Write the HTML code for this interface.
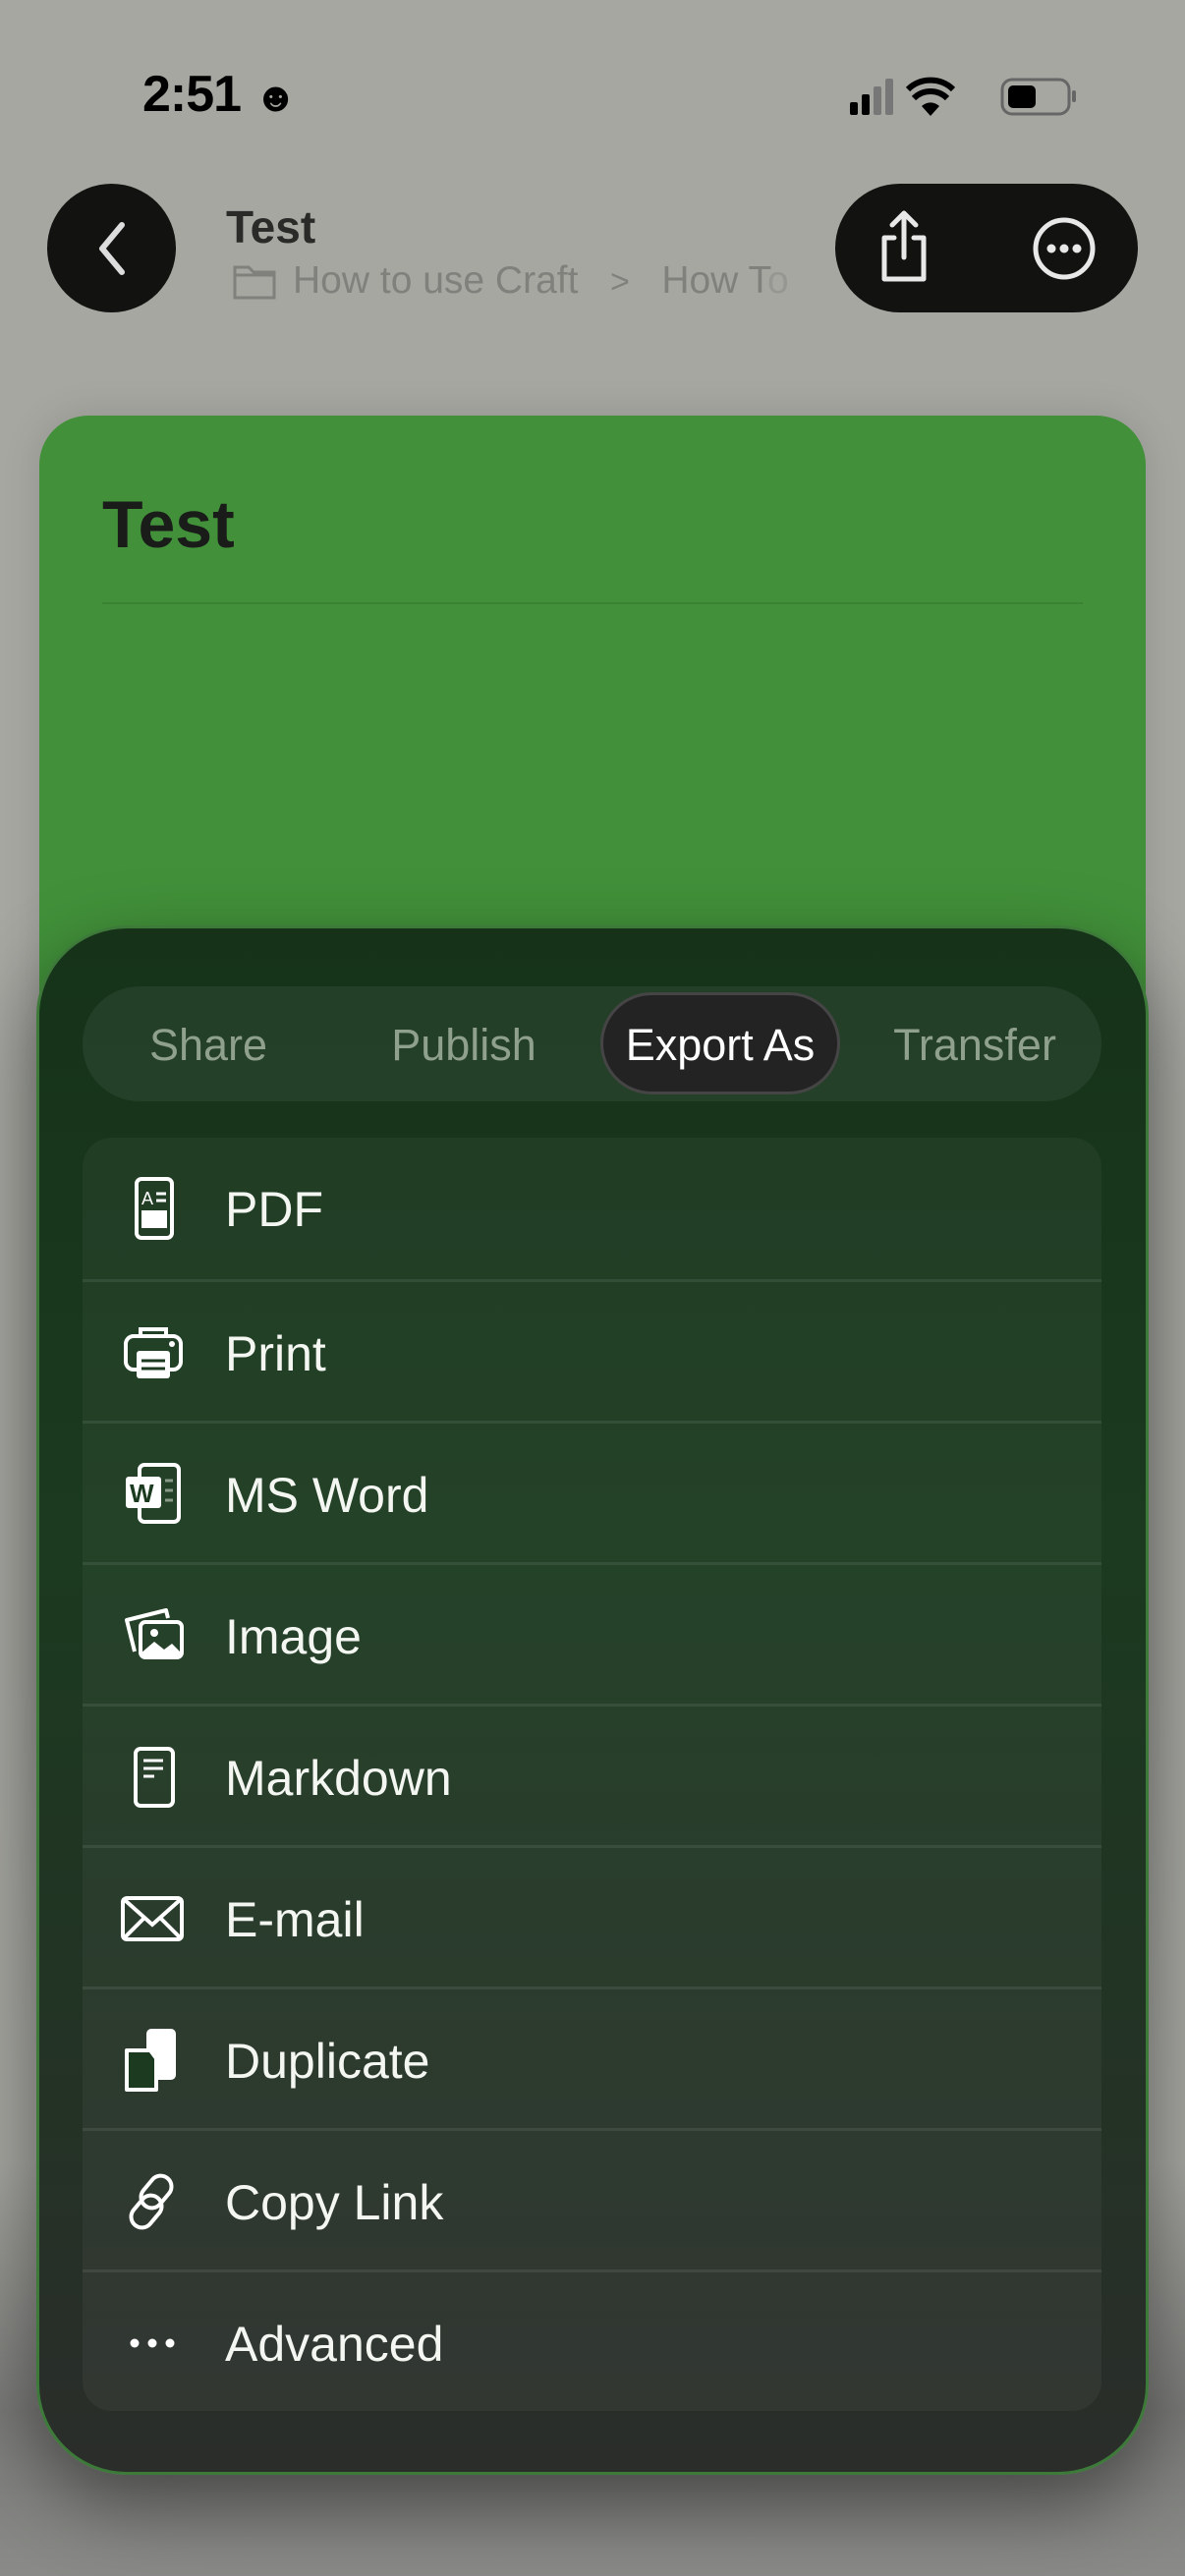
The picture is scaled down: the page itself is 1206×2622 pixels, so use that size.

************

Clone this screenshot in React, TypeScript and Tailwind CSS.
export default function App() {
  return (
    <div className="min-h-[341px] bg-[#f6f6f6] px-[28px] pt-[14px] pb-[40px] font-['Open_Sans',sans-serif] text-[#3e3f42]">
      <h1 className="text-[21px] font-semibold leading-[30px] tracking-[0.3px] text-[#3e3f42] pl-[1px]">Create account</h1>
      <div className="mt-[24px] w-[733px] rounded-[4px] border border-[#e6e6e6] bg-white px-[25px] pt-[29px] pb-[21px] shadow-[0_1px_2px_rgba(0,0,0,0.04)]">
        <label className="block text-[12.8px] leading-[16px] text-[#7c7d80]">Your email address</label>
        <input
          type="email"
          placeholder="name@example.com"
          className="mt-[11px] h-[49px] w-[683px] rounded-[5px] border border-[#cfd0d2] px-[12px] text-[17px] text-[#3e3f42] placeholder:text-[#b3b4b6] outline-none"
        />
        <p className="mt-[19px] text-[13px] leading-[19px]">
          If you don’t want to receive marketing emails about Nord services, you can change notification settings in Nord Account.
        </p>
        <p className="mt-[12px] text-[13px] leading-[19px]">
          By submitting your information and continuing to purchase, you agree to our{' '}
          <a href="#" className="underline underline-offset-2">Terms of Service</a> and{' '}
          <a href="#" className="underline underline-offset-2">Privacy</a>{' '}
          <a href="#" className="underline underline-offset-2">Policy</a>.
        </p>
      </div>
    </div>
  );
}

************

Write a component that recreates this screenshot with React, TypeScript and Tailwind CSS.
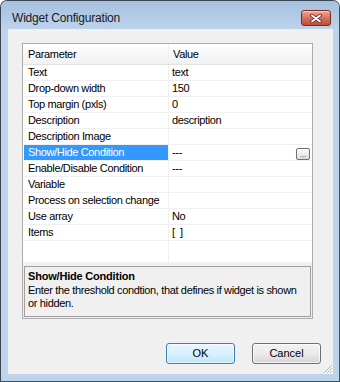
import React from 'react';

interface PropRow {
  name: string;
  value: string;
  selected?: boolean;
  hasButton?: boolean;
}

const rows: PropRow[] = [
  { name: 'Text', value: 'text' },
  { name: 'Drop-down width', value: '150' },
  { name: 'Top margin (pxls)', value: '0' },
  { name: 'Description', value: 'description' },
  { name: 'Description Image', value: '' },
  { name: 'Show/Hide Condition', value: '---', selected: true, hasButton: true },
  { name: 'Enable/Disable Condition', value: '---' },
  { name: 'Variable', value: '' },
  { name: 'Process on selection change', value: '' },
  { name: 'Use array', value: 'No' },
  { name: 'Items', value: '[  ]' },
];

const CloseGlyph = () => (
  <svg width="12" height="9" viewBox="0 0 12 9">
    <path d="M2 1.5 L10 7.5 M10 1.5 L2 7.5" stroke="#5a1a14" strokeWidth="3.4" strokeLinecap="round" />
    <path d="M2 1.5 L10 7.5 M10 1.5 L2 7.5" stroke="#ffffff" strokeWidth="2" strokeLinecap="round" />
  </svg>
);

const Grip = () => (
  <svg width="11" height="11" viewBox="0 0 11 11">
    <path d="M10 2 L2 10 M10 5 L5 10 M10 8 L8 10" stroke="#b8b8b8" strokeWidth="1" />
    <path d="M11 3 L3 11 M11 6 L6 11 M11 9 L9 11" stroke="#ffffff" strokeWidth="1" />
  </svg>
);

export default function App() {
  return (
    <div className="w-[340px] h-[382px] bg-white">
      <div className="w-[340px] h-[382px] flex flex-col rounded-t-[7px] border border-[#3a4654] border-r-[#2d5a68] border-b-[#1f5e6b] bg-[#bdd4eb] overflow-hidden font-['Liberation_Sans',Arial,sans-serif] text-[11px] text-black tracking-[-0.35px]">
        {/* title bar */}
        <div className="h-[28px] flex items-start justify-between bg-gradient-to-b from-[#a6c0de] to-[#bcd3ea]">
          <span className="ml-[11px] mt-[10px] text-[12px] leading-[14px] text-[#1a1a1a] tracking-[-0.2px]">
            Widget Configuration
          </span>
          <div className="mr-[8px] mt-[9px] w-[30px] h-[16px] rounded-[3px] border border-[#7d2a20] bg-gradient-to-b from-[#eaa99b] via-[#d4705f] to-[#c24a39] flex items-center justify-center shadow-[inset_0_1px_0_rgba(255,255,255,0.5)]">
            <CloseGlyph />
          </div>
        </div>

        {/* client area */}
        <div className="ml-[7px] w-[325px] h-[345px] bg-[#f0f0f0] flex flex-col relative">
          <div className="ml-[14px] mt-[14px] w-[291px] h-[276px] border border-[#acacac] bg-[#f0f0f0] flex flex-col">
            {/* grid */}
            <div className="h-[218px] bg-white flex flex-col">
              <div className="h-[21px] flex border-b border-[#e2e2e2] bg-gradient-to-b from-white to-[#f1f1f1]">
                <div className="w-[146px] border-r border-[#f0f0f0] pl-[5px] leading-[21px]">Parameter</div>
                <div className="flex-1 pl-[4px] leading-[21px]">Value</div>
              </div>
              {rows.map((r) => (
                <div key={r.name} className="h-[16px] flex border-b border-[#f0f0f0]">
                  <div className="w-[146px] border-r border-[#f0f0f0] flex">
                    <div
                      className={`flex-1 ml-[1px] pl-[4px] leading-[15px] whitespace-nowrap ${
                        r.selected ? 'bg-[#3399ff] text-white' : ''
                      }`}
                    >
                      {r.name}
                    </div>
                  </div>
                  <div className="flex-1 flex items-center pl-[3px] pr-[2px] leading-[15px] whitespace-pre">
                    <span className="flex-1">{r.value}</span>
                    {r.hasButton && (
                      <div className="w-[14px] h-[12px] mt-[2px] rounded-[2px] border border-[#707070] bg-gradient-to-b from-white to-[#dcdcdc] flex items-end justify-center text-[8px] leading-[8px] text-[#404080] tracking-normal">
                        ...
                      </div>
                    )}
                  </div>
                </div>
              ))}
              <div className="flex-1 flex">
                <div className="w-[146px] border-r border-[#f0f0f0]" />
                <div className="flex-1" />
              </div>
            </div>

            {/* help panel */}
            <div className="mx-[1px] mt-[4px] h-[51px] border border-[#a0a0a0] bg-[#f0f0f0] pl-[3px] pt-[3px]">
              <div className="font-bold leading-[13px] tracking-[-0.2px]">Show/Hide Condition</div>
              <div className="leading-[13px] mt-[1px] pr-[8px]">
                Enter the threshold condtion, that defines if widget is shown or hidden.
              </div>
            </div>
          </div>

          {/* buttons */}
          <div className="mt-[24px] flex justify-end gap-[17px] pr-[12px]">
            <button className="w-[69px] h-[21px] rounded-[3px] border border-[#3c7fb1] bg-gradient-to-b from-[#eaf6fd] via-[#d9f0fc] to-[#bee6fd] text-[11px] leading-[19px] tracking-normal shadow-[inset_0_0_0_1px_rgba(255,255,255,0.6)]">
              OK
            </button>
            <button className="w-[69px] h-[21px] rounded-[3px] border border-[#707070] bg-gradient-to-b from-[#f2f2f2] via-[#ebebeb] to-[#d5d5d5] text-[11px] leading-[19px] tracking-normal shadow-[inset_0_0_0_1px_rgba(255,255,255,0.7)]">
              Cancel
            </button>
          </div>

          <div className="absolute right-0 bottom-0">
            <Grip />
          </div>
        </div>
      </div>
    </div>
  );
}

************

Return exactly the lines from the one with "Write the HTML code for this interface." to the one with "The picture is", inclusive, and nothing else; skip the pictures.

* Result *
Write the HTML code for this interface.
The picture is scaled down: the page itself is 1206×2622 pixels, so use that size.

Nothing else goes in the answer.